- _Goal_
Output the full listing below exactly, without the pictures.

- _Source data_
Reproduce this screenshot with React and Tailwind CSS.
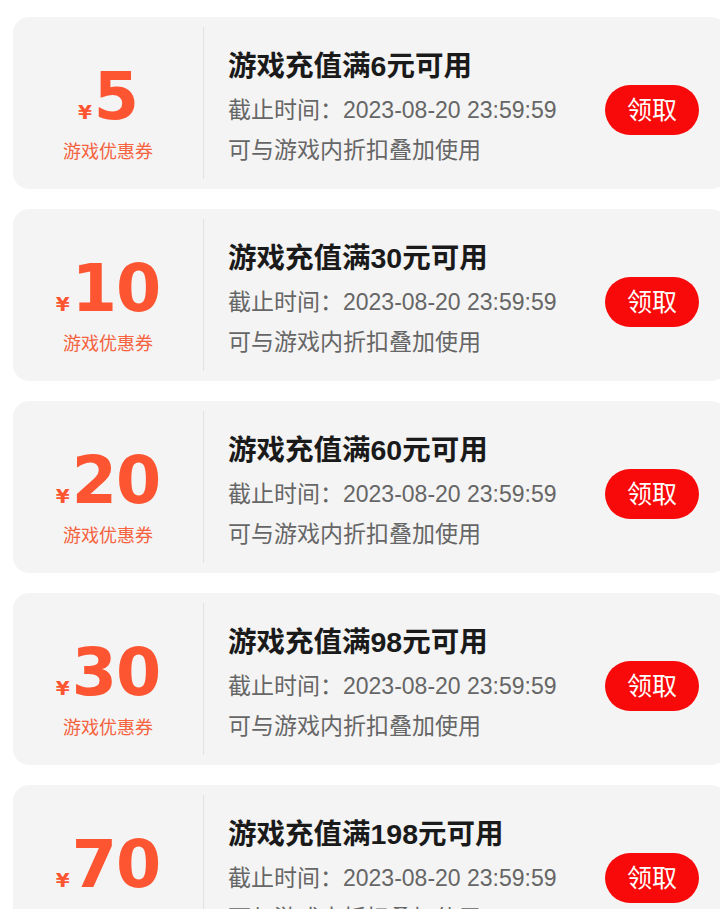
import React from 'react';

const coupons = [
  { amount: '5', min: '6' },
  { amount: '10', min: '30' },
  { amount: '20', min: '60' },
  { amount: '30', min: '98' },
  { amount: '70', min: '198' },
];

function CouponCard({ amount, min }) {
  return (
    <div className="flex h-[172px] w-[714px] shrink-0 rounded-[16px] bg-[#f4f4f4]">
      {/* Amount */}
      <div className="flex w-[190px] flex-col items-center pt-[47px]">
        <div className="flex items-baseline font-['DejaVu_Sans',sans-serif] text-[#fd5531]">
          <span className="mr-[2px] text-[20px] font-bold leading-none">¥</span>
          <span className="text-[65px] font-bold leading-none tracking-[-1px]">{amount}</span>
        </div>
        <div className="mt-[11px] text-[18px] leading-[24px] text-[#f5633f]">游戏优惠券</div>
      </div>

      <div className="my-[10px] w-px bg-[#e2e2e2]" />

      {/* Details */}
      <div className="flex flex-1 justify-between pl-[24px] pr-[28px] pt-[31px]">
        <div className="flex flex-col">
          <div className="text-[28.5px] font-bold leading-[36px] text-[#1a1a1a]">游戏充值满{min}元可用</div>
          <div className="mt-[6px] text-[23px] leading-[40px] text-[#666666]">截止时间：2023-08-20 23:59:59</div>
          <div className="text-[23px] leading-[40px] text-[#666666]">可与游戏内折扣叠加使用</div>
        </div>
        <button className="mt-[37px] h-[50px] w-[94px] rounded-full bg-[#f90a0a] text-[25px] leading-none text-white">
          领取
        </button>
      </div>
    </div>
  );
}

export default function App() {
  return (
    <div
      className="w-[720px] overflow-x-hidden bg-white"
      style={{ fontFamily: '"Liberation Sans", "Noto Sans CJK SC", sans-serif' }}
    >
      <div className="flex flex-col gap-[20px] pl-[13px] pt-[17px] pb-[20px]">
        {coupons.map((c) => (
          <CouponCard key={c.amount} {...c} />
        ))}
      </div>
    </div>
  );
}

- _The completed task_
Reproduce this screenshot with React and Tailwind CSS.
import React from 'react';

const coupons = [
  { amount: '5', min: '6' },
  { amount: '10', min: '30' },
  { amount: '20', min: '60' },
  { amount: '30', min: '98' },
  { amount: '70', min: '198' },
];

function CouponCard({ amount, min }) {
  return (
    <div className="flex h-[172px] w-[714px] shrink-0 rounded-[16px] bg-[#f4f4f4]">
      {/* Amount */}
      <div className="flex w-[190px] flex-col items-center pt-[47px]">
        <div className="flex items-baseline font-['DejaVu_Sans',sans-serif] text-[#fd5531]">
          <span className="mr-[2px] text-[20px] font-bold leading-none">¥</span>
          <span className="text-[65px] font-bold leading-none tracking-[-1px]">{amount}</span>
        </div>
        <div className="mt-[11px] text-[18px] leading-[24px] text-[#f5633f]">游戏优惠券</div>
      </div>

      <div className="my-[10px] w-px bg-[#e2e2e2]" />

      {/* Details */}
      <div className="flex flex-1 justify-between pl-[24px] pr-[28px] pt-[31px]">
        <div className="flex flex-col">
          <div className="text-[28.5px] font-bold leading-[36px] text-[#1a1a1a]">游戏充值满{min}元可用</div>
          <div className="mt-[6px] text-[23px] leading-[40px] text-[#666666]">截止时间：2023-08-20 23:59:59</div>
          <div className="text-[23px] leading-[40px] text-[#666666]">可与游戏内折扣叠加使用</div>
        </div>
        <button className="mt-[37px] h-[50px] w-[94px] rounded-full bg-[#f90a0a] text-[25px] leading-none text-white">
          领取
        </button>
      </div>
    </div>
  );
}

export default function App() {
  return (
    <div
      className="w-[720px] overflow-x-hidden bg-white"
      style={{ fontFamily: '"Liberation Sans", "Noto Sans CJK SC", sans-serif' }}
    >
      <div className="flex flex-col gap-[20px] pl-[13px] pt-[17px] pb-[20px]">
        {coupons.map((c) => (
          <CouponCard key={c.amount} {...c} />
        ))}
      </div>
    </div>
  );
}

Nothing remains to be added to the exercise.